Hinweis: Betroffene sollten grundsätzlich dem Rat des Anwalts ihres Vertrauens folgen. Daneben schadet es natürlich nicht, sich auch selbst Gedanken zu machen. Und zeitlich unter Druck sollten sich Mandanten niemals setzen lassen.

Quelle: OLG Frankfurt a.M., Urt. v. 03.12.2019 – 8 U 129/18

Thema: Sonstiges

Fiktive Mängelbeseitigungskosten: Wer den Schaden tatsächlich beseitigt, den schließt die neuere Rechtsprechung des BGH aus

Bestimmte Konstellationen berücksichtigt manchmal selbst der Bundesgerichtshof (BGH) in seinen Entscheidungen nicht gänzlich. Gut, dass die umsetzenden Gerichte – wie hier das Landgericht Nürnberg-Fürth (LG) – ein wachsames Auge auf die lebensnahe Anwendung der Regelungen haben. Im folgenden Fall durfte sich ein Verbraucher darauf verlassen, der die zur Mängelbeseitigung notwendigen Kosten einklagte.

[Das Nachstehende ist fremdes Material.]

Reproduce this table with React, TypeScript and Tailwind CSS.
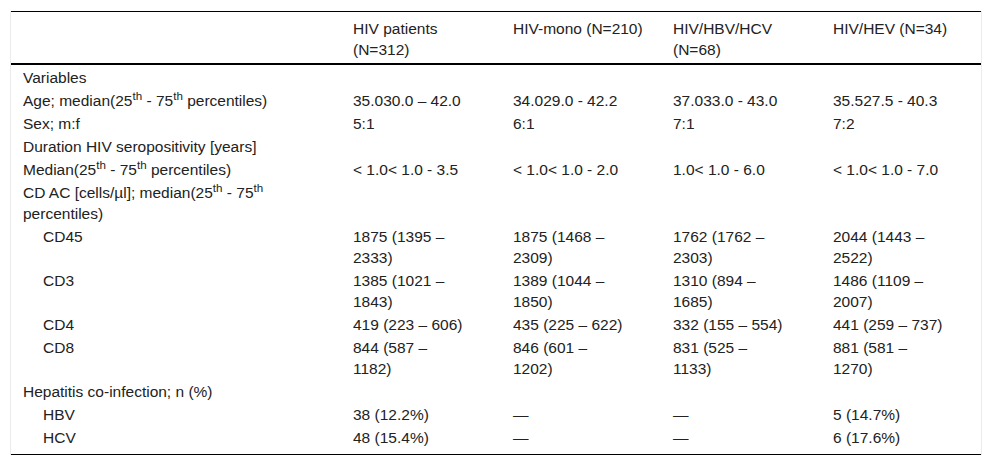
import { Fragment } from "react";

type Row = {
  label: React.ReactNode;
  indent?: boolean;
  values?: string[];
};

const th = (
  <>
    25<sup>th</sup> - 75<sup>th</sup>
  </>
);

const rows: Row[] = [
  { label: "Variables" },
  {
    label: <>Age; median({th} percentiles)</>,
    values: ["35.030.0 – 42.0", "34.029.0 - 42.2", "37.033.0 - 43.0", "35.527.5 - 40.3"],
  },
  { label: "Sex; m:f", values: ["5:1", "6:1", "7:1", "7:2"] },
  { label: "Duration HIV seropositivity [years]" },
  {
    label: <>Median({th} percentiles)</>,
    values: ["< 1.0< 1.0 - 3.5", "< 1.0< 1.0 - 2.0", "1.0< 1.0 - 6.0", "< 1.0< 1.0 - 7.0"],
  },
  { label: <>CD AC [cells/µl]; median({th} percentiles)</> },
  {
    label: "CD45",
    indent: true,
    values: ["1875 (1395 – 2333)", "1875 (1468 – 2309)", "1762 (1762 – 2303)", "2044 (1443 – 2522)"],
  },
  {
    label: "CD3",
    indent: true,
    values: ["1385 (1021 – 1843)", "1389 (1044 – 1850)", "1310 (894 – 1685)", "1486 (1109 – 2007)"],
  },
  {
    label: "CD4",
    indent: true,
    values: ["419 (223 – 606)", "435 (225 – 622)", "332 (155 – 554)", "441 (259 – 737)"],
  },
  {
    label: "CD8",
    indent: true,
    values: ["844 (587 – 1182)", "846 (601 – 1202)", "831 (525 – 1133)", "881 (581 – 1270)"],
  },
  { label: "Hepatitis co-infection; n (%)" },
  { label: "HBV", indent: true, values: ["38 (12.2%)", "—", "—", "5 (14.7%)"] },
  { label: "HCV", indent: true, values: ["48 (15.4%)", "—", "—", "6 (17.6%)"] },
];

const headers = ["HIV patients (N=312)", "HIV-mono (N=210)", "HIV/HBV/HCV (N=68)", "HIV/HEV (N=34)"];

export default function App() {
  return (
    <main className="bg-white pt-[11px] pl-[10px] w-[992px] h-[466px] text-[#222] font-['Liberation_Sans',Arial,sans-serif] text-[15.5px] leading-[21px]">
      <div className="w-[972px] border-x border-[#ececec]">
        <table className="w-full table-fixed border-collapse">
          <colgroup>
            <col className="w-[330px]" />
            <col className="w-[160px]" />
            <col className="w-[160px]" />
            <col className="w-[160px]" />
            <col />
          </colgroup>
          <thead>
            <tr className="border-t border-black border-b-2">
              <th />
              {headers.map((h) => (
                <th key={h} className="pl-3 pr-[15px] pt-[6px] pb-[3px] text-left font-normal align-top">
                  {h}
                </th>
              ))}
            </tr>
          </thead>
          <tbody className="border-b border-black">
            {rows.map((r, i) => (
              <Fragment key={i}>
                <tr className="align-top">
                  <td
                    className={`py-[1px] pr-3 ${r.indent ? "pl-8" : "pl-3"} ${i === 0 ? "pt-[2px]" : ""} ${
                      i === rows.length - 1 ? "pb-[6px]" : ""
                    }`}
                  >
                    {r.label}
                  </td>
                  {[0, 1, 2, 3].map((c) => (
                    <td
                      key={c}
                      className={`pl-3 pr-[34px] py-[1px] ${i === 0 ? "pt-[2px]" : ""} ${
                        i === rows.length - 1 ? "pb-[6px]" : ""
                      }`}
                    >
                      {r.values ? r.values[c] : ""}
                    </td>
                  ))}
                </tr>
              </Fragment>
            ))}
          </tbody>
        </table>
      </div>
    </main>
  );
}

Der Mann kaufte Ende 2013 Parkettdielen und den dazugehörigen Kleber. Im Sommer 2016 löste sich das Parkett dann an mehreren Stellen, weil der Klebstoff nicht die notwendige Festigkeit hatte, um die Parkettdielen dauerhaft mit dem Unterboden zu verbinden. Der Mann forderte deshalb von der Verkäuferin die zur Mangelbeseitigung erforderlichen Kosten. Diese bestünden insbesondere aus dem Neuverlegen des Parkettbodens, dem Aus- und Einräumen der Möbel und Kosten für die Elektro- und Sanitärarbeiten sowie für Maurer- und Malerarbeiten.

Die Kosten klagte er erfolgreich ein. Denn auch nach Auffassung des LG hatte er einen Anspruch auf Schadensersatz. Insbesondere durch die Mangelhaftigkeit des Klebers und eine erfolglose Nachfristsetzung waren die Voraussetzungen des Schadensersatzanspruchs gegeben. Der Käufer kann den Ersatz der für die Beseitigung des Mangels erforderlichen Kosten verlangen, vor Durchführung der Maßnahme als Nettobetrag ohne Umsatzsteuer.

Die neuere Rechtsprechung des BGH, nach der eine solche fiktive Schadensberechnung für die Mangelbeseitigung im Werkvertragsrecht nicht mehr zulässig sei, steht der Schadensberechnung anhand der voraussichtlichen Mangelbeseitigungskosten dabei nicht entgegen. Der BGH begründete die Abkehr von seiner bisherigen Rechtsprechung damit, dass eine abstrakte Schadensberechnung das Leistungsdefizit im Werkvertragsrecht nicht zutreffend abbildet und häufig zu einer Überkompensation führt. Er ging jedoch dabei auch davon aus, dass der Kläger die Mängel gar nicht beseitigen lässt und insbesondere das Werk – also die mangelhafte Ware – selbst behält. Beides ist im vorliegenden Fall nicht gegeben. Die vom BGH beschriebene Überkompensation tritt hier also nicht ein.

Hinweis: Der Käufer konnte hier also Schadensersatz in Höhe der voraussichtlichen Mangelbeseitigungskosten verlangen, weil er nachweislich das Parkett neu verlegen wollte.